Six Months Ended June 30, 1999 Compared to Six Months Ended June 30, 1998

     Revenues. Total revenues for the six months ended June 30, 1999 were $17.9
million, compared to $13.5 million for the six months ended June 30, 1998, an
increase of 33%.

     Equipment revenues decreased to $4.7 million for the six months ended June
30, 1999 from $5.2 million for the six months ended June 30, 1998, principally
due to fewer sales during the period offset by higher average revenue per
application. The reduction in number of sales was primarily due to a sharp
reduction in direct sales personnel. Gross commercial installations decreased to
7,294 vehicle applications for the six months ended June 30, 1999 from 10,864
vehicle applications for the six months ended June 30, 1998.

     Service revenues increased to $10.4 million for the six months ended June
30, 1999 from $8.3 million for the six months ended June 30, 1998, an increase
of 25%, primarily due to an increase in the average commercial service revenue
per vehicle application to $29.14 in June 1999 from $23.74 in June 1998. Total
commercial vehicle applications in service at June 30, 1999 were 55,445 as
compared to 55,446 on June 30, 1998.

     Rental revenues increased to $683,001 for the six months ended June 30,
1999 from $156,649 for the six months ended June 30, 1998. The rental program
had not been utilized during the six months ended June 30, 1999 due to limited
funds available to the Company to support such a program.

     Other revenues for the six months ended June 30, 1999 was $2.8 million. The
Company licensed its proprietary location and messaging solution to an affiliate
of Ituran Location and Control LTD ("Ituran"), a corporation existing under the
laws of Israel and the parent of Ituran-USA, such affiliate is Teletrac's
Israeli licensee. The agreement permits Ituran's affiliate to market and operate
Teletrac's proprietary technology in Latin and South America and certain
countries in Eastern Europe. In addition to the initial licensing fee, the
agreement includes provisions for future royalty payments. As part of the
consideration of the licensing agreement, Ituran and Teletrac agreed to the
elimination of future royalty payments due to Teletrac for Israel.

     Cost of Revenues.

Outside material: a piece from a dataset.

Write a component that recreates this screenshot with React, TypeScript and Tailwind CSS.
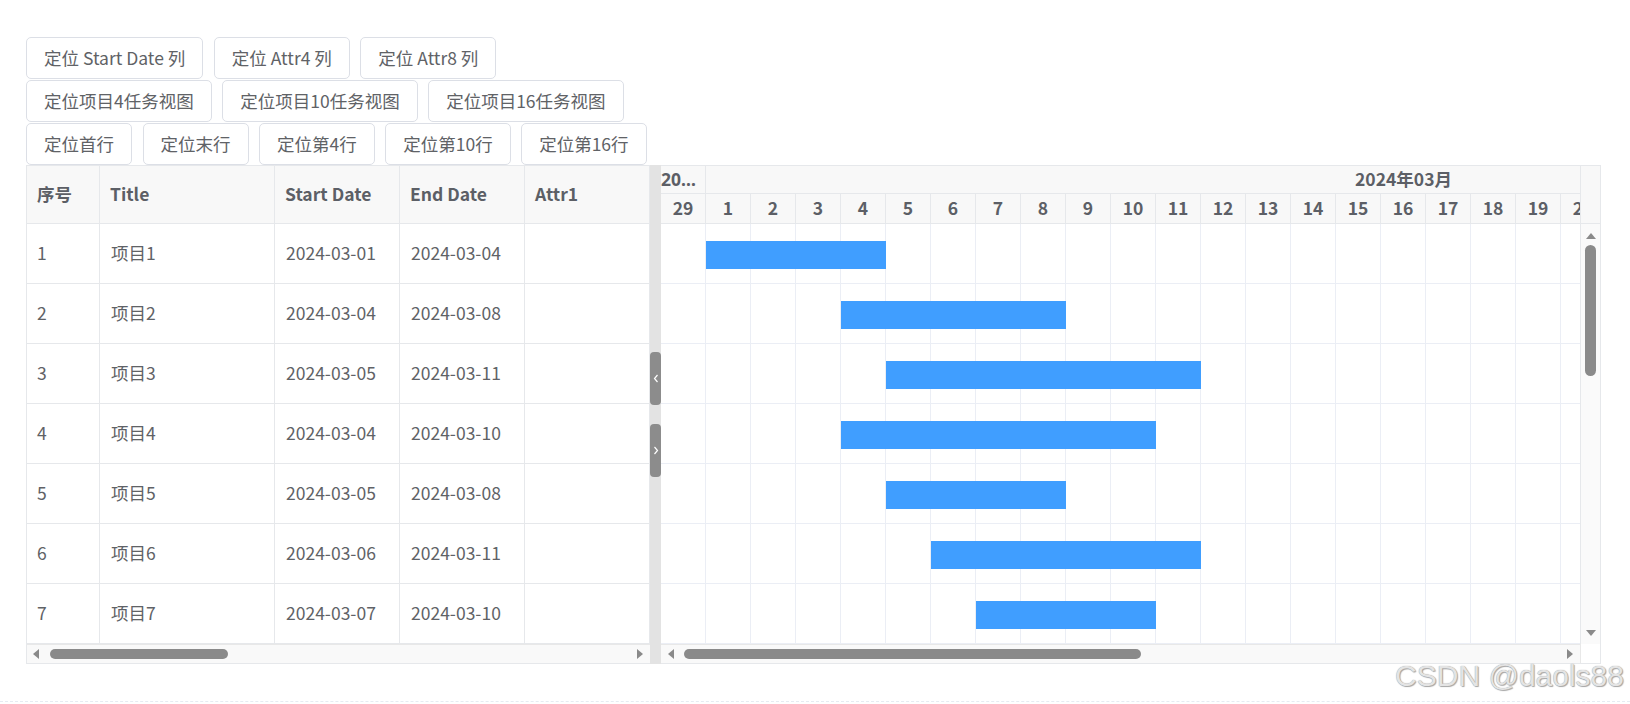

Cost of revenues includes the direct cost of providing
service (network telephone, billing, roadside assistance and bad debt expense).
Cost of revenues remained flat at $1.8 million for the six months ended June 30,
1999 and for the six months ended June 30, 1998.

     Cost of Equipment. Cost of equipment decreased to $3.2 million for the six
months ended June 30, 1999 from $3.9 million for the six months ended June 30,
1998.

     Research and Development, Engineering, Selling, General and Administrative
Expenses. Research and development, engineering, selling, general and
administrative expenses decreased by $3.7 million, to $15.8 million for the six
months ended June 30, 1999 from $19.5 million for the six months ended June 30,
1998. The Company has reduced expenses through significant reductions in
personnel along with the shutting down of the San Francisco/Sacramento network
and sale of the New York and Washington DC networks.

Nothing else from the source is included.